2. Het besluit ter instemming voor te leggen aan de UR en de aldus gewijzigde regeling op te nemen in het Studentenstatuut UT”.

gehoord:

het positieve advies van de Werkgroep Afstudeerregelingen (WAR);

de toezegging van het college de voorgestelde regeling zodanig te wijzigen dat de student vóór 1 februari aan de desbetreffende opleiding moet hebben gemeld te stoppen met deze opleiding en binnen 4 weken na dit tijdstip het desbetreffende formulier bij de griffie van de CVA moet hebben ingeleverd.

besluit:

in te stemmen met genoemd CvB-besluit en de aldus gewijzigde Regeling op te nemen in het Studentenstatuut van de UT.



Schriftelijke rondvraagpunten

Naar aanleiding van de vraag van de CC - fractie van de UR over de betrokkenheid van de raad bij de voorbereiding van het komende werkdrukonderzoek (UR 04 - 262), meldt het college dat de UR in de voorbereidende fase inderdaad in onvoldoende mate inbreng heeft gehad. De uitkomsten van het onderzoek zullen in de raad besproken worden en het plan van aanpak dat daaruit volgt zal ter instemming voorgelegd worden, aldus het college.

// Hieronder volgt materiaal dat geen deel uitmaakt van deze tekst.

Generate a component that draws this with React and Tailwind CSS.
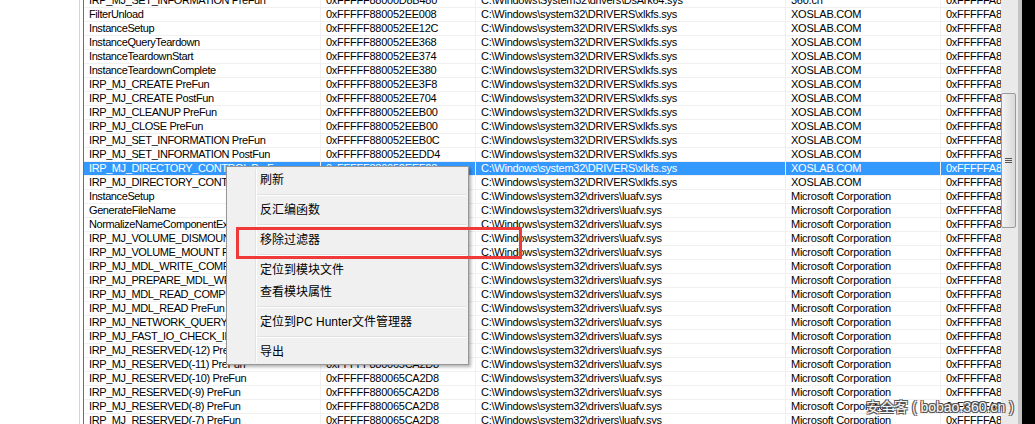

Op de vraag van de CC - fractie of het voor de eenheden mogelijk is bepaalde eenheidsspecifieke vragen aan de vragenlijst van het werkdruk- en arbeids-satisfactieonderzoek toe te voegen, antwoordt het college ontkennend.



Concept – Instellingsplan

Afgesproken is dat het college en de UR gezamenlijk zullen optrekken richting de UT-gemeenschap – bijvoorbeeld door een aantal bijeenkomsten te beleggen - , teneinde zogoed mogelijk informatie uit te wisselen over en draagvlak te creëren voor het nieuwe Instellingplan.